Another of her  versions of Communism[8] involves worker-owned factories where “every morning, the people sit down together in a big circle and discuss how they want to work that day. Each person can choose what they want to do, and everyone is allowed to do everything, except there are no boss persons any more…” The autonomous workers “become much, much smarter”, unlike Adamczak.

The sales revenue goes “into a little potty” to be shared equally among the workers. If there’s not enough money, some workers mooch off to a job at the adjacent pistol factory. I have to keep pinching myself that this tripe bears the imprimatur of MIT Press.

In another Adamczak scenario, the steam iron and pistol factories become wholly automated.

“The people shout, ‘Our whole lives, we’ve been workers.
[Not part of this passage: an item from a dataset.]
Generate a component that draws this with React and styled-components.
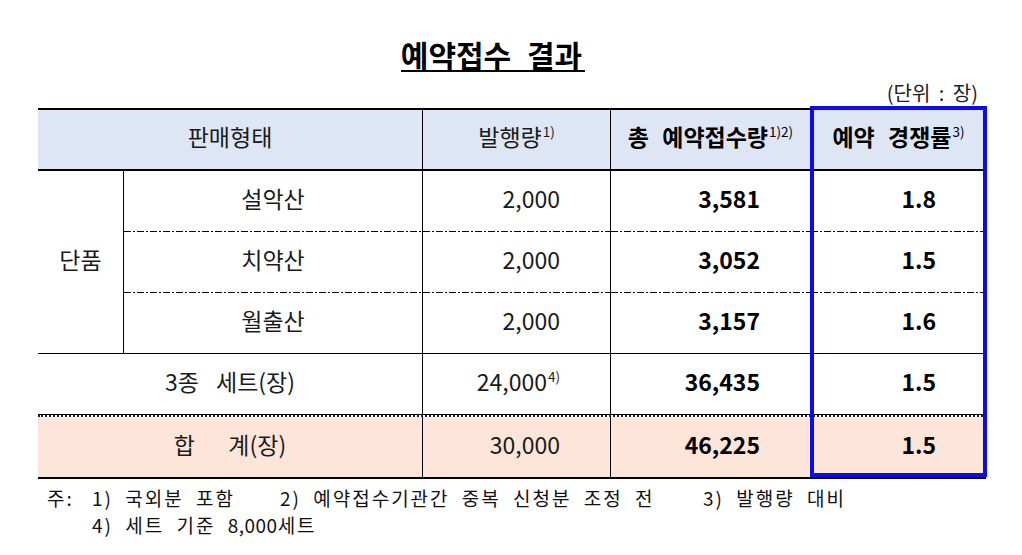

From now on, we’re pleasure seekers!’ Everyone feels rich…When they open their mouths, grape juice pours directly onto their tongues, and roasted pigeons made of tofu fall from the sky…They (the workers) are almost as dumb now as they were before, under capitalism. They all grab hammers and smash everything to little pieces…”

Thereafter they pick wild berries to fend off starvation.

The purported climax of her tale has her doll-like gender-bent cartoon figures coming to life and yelling, “Stop telling our story! We decide what happens next. Because this is our story now, and we’re making history ourselves.” Yeah right, it all makes sense, not.

There follows her score of pages of pseudo-philosophical ranting, e.g.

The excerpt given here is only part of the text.